Simultaneously improving toughness and strength for biodegradable Poly (lactic acid) modified by rice husk and acetyl tributyl citrate

Abstract

Developing a stiffness-toughness balance, low-cost, and biodegradable PLA composite is an effective strategy for improving product market competitiveness, reducing dependence on petroleum-based resources and protecting the environment. Rice husk (RH) is extensively used as a filler in polymers, but the addition of too much rice husk into PLA has damaged the toughness of the composite. In this work, fully biodegradable composites with a stiffness-toughness balance and low cost are successfully fabricated through melt blending of PLA, RH and acetyl tributyl citrate (ATBC), named PLAC0, PLAC3, PLAC6, PLAC9, PLAC12, PLAC15, PLAC18, PLAC20 respectively according to amount of ATBC (0phr, 3phr, 6phr, 9phr, 12phr, 15phr, 18phr, 20phr).

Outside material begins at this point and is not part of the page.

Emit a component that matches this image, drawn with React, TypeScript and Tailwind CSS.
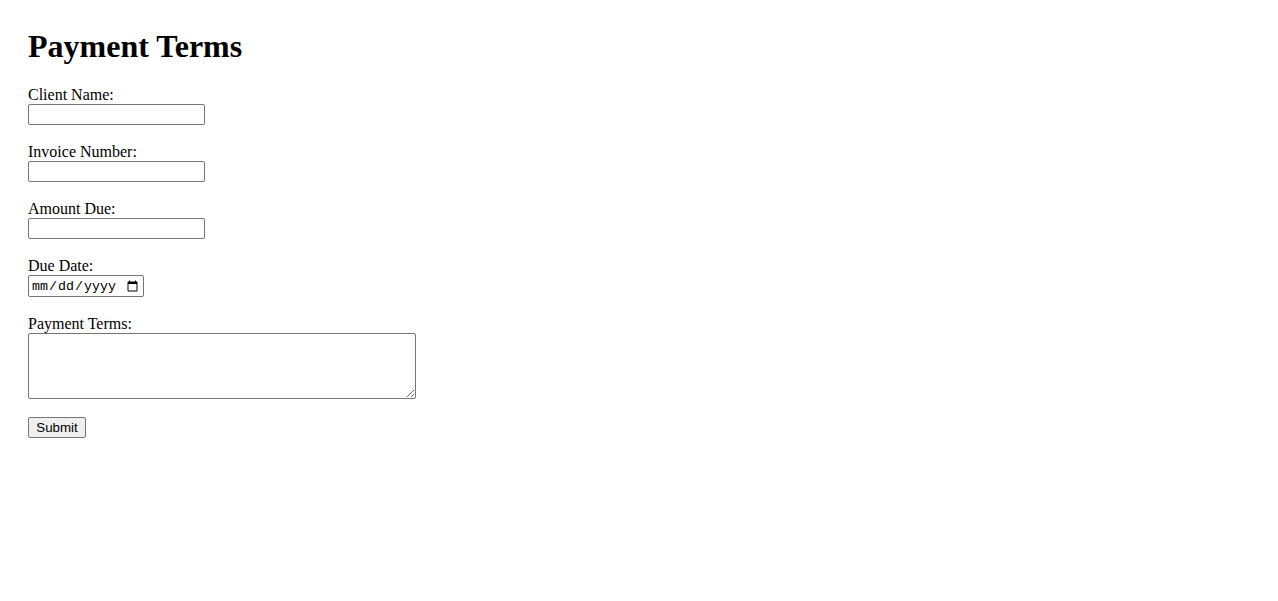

The results show that bio-based plasticizer ATBC can improve the flowability of PLA composites, further enhancing their processability, which promotes the dispersion of RH in PLA. The impact strength and elongation at break of PLAC20 reach the value of 100 J/m and 148%, achieving an increase of 4.3 and 60.1 times compared with PLAC0, respectively. The torque rheological test shows that the maximum torque and equilibrium torque of PLAC18 decrease by about 67.4% and 63.5% respectively compared to PLAC0. This suggests a decrease in friction between PLA molecular chains, thereby increasing the fluidity of PLA composites and indicating a significant improvement in processing performance. As the ATBC amount increases, the water absorption rate of the composite progressively rises, while the contact angle steadily diminishes, resulting in the improvement for hydrophilicity, thereby broadening its potential applications.